- _Work to do_: Extract all lines that hold "components" from the records below.

═══ Record list

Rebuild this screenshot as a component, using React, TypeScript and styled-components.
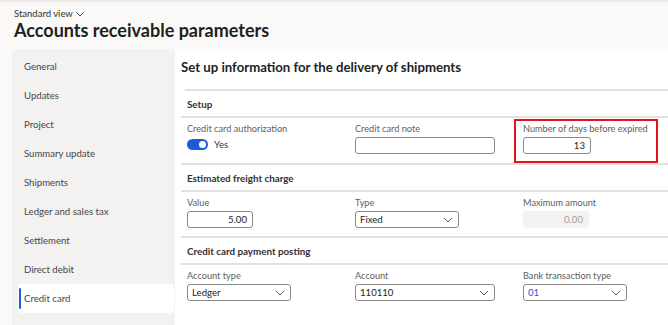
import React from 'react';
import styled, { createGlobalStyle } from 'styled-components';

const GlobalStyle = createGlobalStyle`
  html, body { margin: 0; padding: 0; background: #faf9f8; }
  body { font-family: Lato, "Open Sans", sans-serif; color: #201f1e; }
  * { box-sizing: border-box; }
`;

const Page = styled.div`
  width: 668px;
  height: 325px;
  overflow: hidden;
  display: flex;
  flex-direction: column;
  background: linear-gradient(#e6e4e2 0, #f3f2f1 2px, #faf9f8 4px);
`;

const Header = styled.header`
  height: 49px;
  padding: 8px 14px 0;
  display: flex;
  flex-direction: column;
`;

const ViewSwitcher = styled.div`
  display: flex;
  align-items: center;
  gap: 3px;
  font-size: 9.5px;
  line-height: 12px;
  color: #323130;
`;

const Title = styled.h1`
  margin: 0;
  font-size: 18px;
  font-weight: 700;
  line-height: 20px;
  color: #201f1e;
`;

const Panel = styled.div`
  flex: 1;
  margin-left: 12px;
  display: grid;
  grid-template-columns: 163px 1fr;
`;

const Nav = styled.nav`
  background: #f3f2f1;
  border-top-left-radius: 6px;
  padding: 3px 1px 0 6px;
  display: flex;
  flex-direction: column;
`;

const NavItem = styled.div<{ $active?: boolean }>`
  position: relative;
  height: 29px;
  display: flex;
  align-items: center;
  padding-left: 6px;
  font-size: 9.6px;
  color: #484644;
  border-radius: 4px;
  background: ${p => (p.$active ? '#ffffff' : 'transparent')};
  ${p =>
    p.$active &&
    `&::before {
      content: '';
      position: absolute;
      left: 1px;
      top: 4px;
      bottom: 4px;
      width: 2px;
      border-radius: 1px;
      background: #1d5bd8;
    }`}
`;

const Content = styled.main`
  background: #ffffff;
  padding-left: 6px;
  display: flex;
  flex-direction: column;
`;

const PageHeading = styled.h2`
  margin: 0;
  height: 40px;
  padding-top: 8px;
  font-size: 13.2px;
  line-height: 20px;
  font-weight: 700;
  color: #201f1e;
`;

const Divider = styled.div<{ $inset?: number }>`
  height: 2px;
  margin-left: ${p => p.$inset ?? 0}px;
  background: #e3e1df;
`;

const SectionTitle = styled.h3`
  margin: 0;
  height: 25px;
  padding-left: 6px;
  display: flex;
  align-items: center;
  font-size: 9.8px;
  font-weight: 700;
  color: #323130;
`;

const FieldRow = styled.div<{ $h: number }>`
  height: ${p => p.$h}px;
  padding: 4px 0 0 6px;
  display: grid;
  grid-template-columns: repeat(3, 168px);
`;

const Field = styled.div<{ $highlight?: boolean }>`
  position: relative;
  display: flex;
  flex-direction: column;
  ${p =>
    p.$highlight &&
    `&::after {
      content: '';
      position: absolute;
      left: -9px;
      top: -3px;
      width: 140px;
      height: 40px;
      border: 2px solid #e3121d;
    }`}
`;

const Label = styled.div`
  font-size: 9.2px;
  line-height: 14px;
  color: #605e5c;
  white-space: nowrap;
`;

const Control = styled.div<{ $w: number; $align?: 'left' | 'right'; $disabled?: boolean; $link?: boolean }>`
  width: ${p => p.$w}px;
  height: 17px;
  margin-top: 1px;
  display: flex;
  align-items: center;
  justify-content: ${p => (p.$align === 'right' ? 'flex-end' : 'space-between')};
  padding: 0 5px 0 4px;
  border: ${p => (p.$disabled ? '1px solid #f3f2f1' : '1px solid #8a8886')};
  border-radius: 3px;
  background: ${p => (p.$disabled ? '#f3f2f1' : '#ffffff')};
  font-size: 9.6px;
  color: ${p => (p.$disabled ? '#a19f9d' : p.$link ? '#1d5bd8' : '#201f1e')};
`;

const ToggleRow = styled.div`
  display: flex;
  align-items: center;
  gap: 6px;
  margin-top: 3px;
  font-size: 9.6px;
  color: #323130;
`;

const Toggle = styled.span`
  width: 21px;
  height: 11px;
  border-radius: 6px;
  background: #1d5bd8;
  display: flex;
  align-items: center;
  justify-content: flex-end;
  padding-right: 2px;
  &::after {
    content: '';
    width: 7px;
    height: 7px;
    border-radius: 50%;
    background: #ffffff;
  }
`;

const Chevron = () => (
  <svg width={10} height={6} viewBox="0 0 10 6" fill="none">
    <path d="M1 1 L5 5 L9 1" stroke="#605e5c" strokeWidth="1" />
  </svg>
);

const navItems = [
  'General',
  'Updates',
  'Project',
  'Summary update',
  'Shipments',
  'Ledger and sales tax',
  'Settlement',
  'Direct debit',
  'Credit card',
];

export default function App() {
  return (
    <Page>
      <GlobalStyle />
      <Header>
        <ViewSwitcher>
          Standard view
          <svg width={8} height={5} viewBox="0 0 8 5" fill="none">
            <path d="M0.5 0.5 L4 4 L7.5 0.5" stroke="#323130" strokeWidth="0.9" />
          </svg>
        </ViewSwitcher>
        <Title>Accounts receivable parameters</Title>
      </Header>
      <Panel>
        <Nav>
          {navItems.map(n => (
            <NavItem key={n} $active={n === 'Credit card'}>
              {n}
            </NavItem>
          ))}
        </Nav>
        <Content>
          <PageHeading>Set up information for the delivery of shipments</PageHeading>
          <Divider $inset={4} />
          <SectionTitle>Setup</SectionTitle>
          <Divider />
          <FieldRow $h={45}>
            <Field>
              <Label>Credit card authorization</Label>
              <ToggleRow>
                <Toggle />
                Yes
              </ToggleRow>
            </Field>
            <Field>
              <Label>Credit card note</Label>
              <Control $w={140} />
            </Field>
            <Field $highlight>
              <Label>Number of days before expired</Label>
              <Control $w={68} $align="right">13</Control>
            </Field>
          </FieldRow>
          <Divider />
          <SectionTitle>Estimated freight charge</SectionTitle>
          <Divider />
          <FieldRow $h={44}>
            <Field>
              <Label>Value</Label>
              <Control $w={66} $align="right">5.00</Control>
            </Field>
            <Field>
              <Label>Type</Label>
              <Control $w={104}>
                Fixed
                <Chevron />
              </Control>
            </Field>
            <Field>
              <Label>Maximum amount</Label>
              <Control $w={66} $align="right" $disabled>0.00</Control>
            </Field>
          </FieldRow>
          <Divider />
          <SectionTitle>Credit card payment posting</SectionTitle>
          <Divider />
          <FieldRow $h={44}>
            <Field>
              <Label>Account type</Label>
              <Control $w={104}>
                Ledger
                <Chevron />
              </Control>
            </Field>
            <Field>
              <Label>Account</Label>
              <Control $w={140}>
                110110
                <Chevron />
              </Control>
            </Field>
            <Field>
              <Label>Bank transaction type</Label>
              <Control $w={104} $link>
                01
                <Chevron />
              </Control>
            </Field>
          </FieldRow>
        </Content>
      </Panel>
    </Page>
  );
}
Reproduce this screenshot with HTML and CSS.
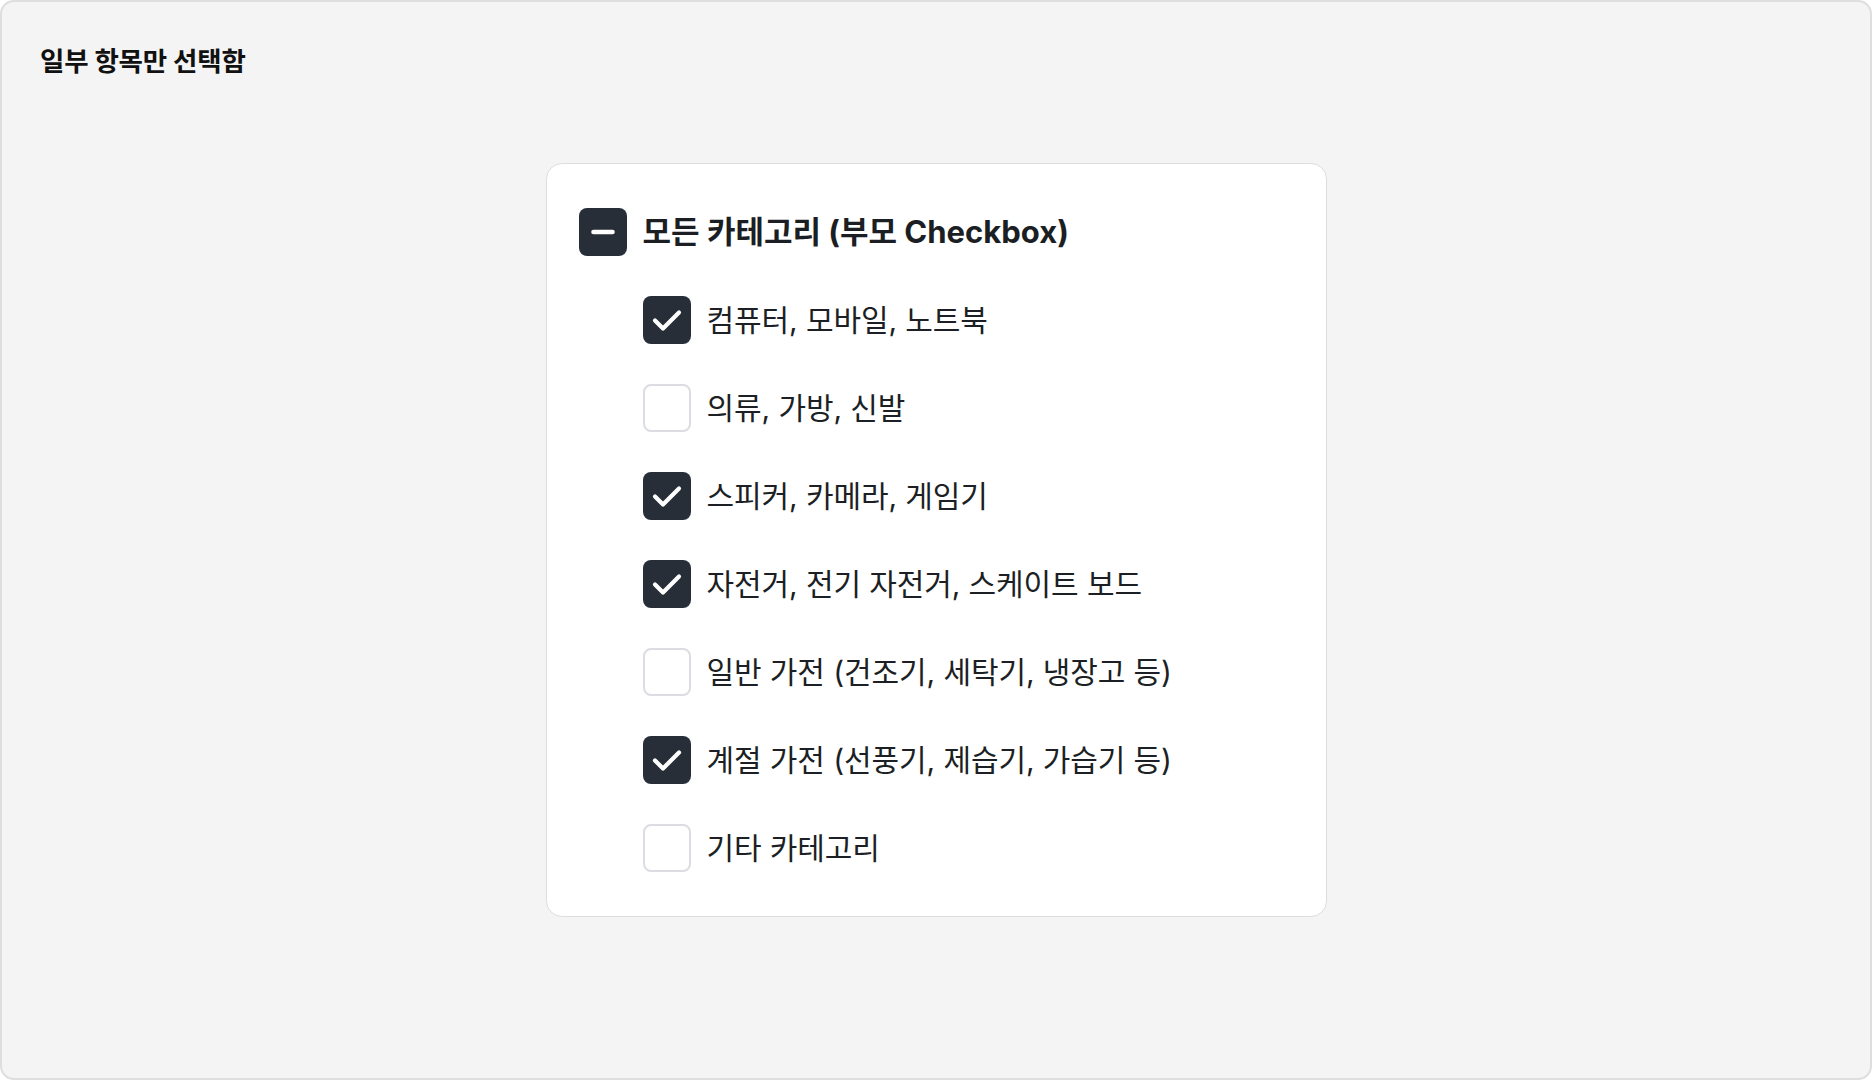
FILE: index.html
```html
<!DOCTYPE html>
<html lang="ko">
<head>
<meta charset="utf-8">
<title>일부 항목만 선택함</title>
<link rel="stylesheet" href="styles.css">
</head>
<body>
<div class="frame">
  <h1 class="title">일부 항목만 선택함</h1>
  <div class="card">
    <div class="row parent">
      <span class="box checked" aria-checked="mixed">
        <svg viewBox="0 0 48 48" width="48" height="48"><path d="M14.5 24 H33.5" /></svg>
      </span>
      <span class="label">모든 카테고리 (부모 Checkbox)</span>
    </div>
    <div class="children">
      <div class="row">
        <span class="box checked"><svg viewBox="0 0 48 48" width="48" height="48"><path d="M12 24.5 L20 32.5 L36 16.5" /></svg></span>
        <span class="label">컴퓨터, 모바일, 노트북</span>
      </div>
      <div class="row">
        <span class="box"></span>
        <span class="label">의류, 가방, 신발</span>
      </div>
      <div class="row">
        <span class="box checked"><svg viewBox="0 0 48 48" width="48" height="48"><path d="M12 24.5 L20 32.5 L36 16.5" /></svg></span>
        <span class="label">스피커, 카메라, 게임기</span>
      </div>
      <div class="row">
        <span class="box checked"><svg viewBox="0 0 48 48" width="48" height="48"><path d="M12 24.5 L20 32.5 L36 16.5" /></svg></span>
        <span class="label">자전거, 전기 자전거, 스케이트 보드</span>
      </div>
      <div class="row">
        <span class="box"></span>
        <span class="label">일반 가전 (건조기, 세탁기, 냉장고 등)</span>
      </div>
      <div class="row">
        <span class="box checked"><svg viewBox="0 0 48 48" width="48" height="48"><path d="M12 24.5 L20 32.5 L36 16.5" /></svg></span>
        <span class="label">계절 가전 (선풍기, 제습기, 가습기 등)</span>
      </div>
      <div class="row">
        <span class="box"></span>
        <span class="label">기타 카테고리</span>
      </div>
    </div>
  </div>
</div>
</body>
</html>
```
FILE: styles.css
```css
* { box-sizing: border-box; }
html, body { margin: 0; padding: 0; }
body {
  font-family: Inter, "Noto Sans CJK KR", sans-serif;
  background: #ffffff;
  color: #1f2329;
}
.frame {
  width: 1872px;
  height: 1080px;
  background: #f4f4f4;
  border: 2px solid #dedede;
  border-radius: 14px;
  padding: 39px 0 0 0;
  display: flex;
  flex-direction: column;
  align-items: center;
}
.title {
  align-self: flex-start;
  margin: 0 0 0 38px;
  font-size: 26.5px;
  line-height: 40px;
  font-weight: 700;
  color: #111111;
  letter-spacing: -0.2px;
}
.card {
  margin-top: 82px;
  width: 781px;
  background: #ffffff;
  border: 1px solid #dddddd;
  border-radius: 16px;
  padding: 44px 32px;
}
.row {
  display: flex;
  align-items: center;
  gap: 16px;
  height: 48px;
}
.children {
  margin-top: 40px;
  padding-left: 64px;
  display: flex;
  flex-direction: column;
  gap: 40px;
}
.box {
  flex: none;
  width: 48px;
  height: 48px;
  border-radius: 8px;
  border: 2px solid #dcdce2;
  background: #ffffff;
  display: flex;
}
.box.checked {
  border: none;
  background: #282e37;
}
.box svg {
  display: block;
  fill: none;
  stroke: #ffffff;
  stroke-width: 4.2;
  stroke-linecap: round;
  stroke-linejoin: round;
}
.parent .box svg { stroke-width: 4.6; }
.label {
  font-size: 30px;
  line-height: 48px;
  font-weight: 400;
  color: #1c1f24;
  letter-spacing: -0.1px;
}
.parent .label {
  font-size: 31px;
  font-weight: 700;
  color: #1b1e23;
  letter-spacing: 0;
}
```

══════

- _Expected output_:
Rebuild this screenshot as a component, using React, TypeScript and styled-components.
import styled, { createGlobalStyle } from 'styled-components';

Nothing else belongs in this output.